18. Moor Mother, 'Fetish Bones'
A shot of vodka in 2016's Lemonade, Philadelphia musician/activist Moor Mother shouts down American white supremacy with venomous bursts of harsh noise. A mix of the unflinchingly vivid protest poetry of the Last Poets, the clashing sounds of Sun Ra, the emotionally sampledelic worlds of DJ Spooky and the bleak bursts of Whitehouse, the debut LP from Camae Ayewa yells bloody murder about Ferguson and drops bombs on plantations. The year's most notable power electronics record turns its knives outward, not inward.
17. Chippendale/Gustafsson/Pupillo, 'Melt'
This summit for three hard-playing iconoclasts of aggro-skronk – saxophonist Mats Gustafsson of the Thing, bassist Massimo Pupillo of Zu and drummer Brian Chippendale of Lightning Bolt – is a beast where the chops and fury of noise-punk, snuff jazz and art-metal combine into a giddy mosh. Beyond a few minutes of rhythmic cohesion, it would be hard to argue that the trio exactly "jell" on the 32-minute opener: Chippendale in improv mode often sounds like a dumptruck of marbles being slowly poured onto a drumkit. But the joy is in the mess-making, an ecstatic jumble that's both mischievous and menacing, light in attitude but heavy on both distortion and sweat. The 46-minute closer, "Flesh. Transformed. Melted.," starts with a ponderous story about Metallica and then rocks and feeds back appropriately.

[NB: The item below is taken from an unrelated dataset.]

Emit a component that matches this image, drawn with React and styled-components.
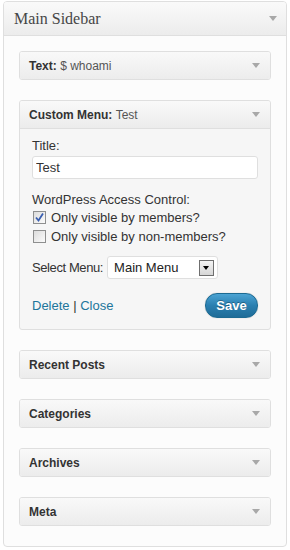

16. Mica Levi and Oliver Coates, 'Remain Calm'
At turns elegant and weird, this collaboration between Mica Levi (the auteur behind the unsettling soundtracks to Under the Skin and Jackie) and Oliver Coates (composer and Radiohead cellist) is a compelling piece of electroacoustic sculpture that bends the familiar textures of pop, modern classical and dance music. Under 28 minutes long, Remain Calm blends the natural and the virtual. Coates' lyrical, occasionally treated, occasionally animalistic cello accompanies dub loops, sunrise drones, vaporwave-y loops and glitchy skitter. Together on the 43-second "Schoolhouse," the pair creates lush, echoing stabs that could be used by Timbaland or Dr. Dre, and splay them into a pointillist array.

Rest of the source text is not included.